In the wake of the new BOP director’s press releases and internal memorandum directing staff to maximize community-placement opportunities, we continue to receive complaints from people who are past their home detention eligibility date yet sitting in K2-laden residential reentry centers (RRCs). Another situation that is still depressingly common is individuals still in prison who are long past their RRC eligibility date. 

Anyone who has closely followed BOP issues over the years became quickly aware that the only news in the BOP director’s press release was that he stated that, “Residential re-entry center bed availability/capacity shall not be a barrier to home confinement when an individual is statutory-eligible and appropriate for such placement.” That’s a big deal because, up until now, that was the main impediment to the application of FSA (First Step Act) pre-release credits. Congress underfunded the First Step Act from the beginning, so contract quotas limited capacity in most parts of the country – leaving people in prison and RRCs longer than intended. We can only hope the $500 million that was allocated to the cancelled Letcher, KY, prison will be diverted to expand the RRC/HC infrastructure, rather than funneling it to the reopening of Alcatraz! That would be true leadership.
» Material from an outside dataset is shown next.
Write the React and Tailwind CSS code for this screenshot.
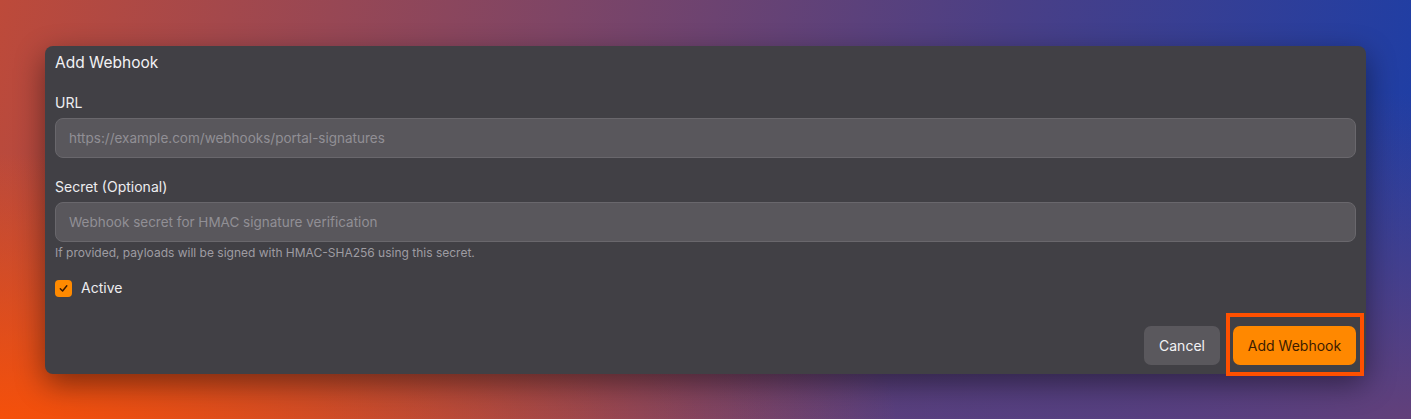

Something else that is concerning and requires leadership is an issue related to the calculation of home detention eligibility dates (HDED). I never thought about this before or received previous complaints, but a recent complaint indicates it may be a new issue. The individual provided the corresponding SENTRY and FSA time credit-assessment forms, and, after review, I am certain there is problem issue with the calculation. In this case, the BOP determined the HDED based on the SENTRY-projected FSA release date rather than on the conditional release date on the assessment form. This calculation reduced the home detention allotment from 10% of a person’s sentence (or six months, whichever is less) to approximately 3%.  In other words, this individual, who has a 30-month sentence, should have already transferred to home confinement. SENTRY, however, reflects an August 29 HDED due to the failure to apply FSA credits. That’s yet another FSA glitch to add to the previous ones! 

Context and history

Sentence computations have always projected the six-month/10% HDED using the beginning of incarceration as the starting point same as the calculation of the good-conduct-time (GCT) projected release date. Before the First Step Act became law, there was only one projected release date in SENTRY and that was based on GCT (full term minus 15%). Historically, the GCT projected release date never changed unless a person lost time for misconduct or there was a sentence modification. However, after the FSA went into effect, the GCT release date was renamed “statutory release” in SENTRY, and the projected release date is now determined by the FSA – but without reflecting future monthly application of time credits.  

This situation could be corrected without a lot of work. The BOP should simply include conditional HDED in the FSA time-credit computation, so a person could go to home confinement when they have six months left or 10% of their sentence. 

I am hoping the BOP is not intentionally restricting eligibility because it has been given broad discretion on these issues. Let us not forget that in the past, the BOP held to its guns and insisted that 15 % GCT be based on a person’s net (full term minus good conduct time) instead of the gross sentence and it prevailed at the Supreme Court level. Thus, the only way to get relief is from changes in future legislation.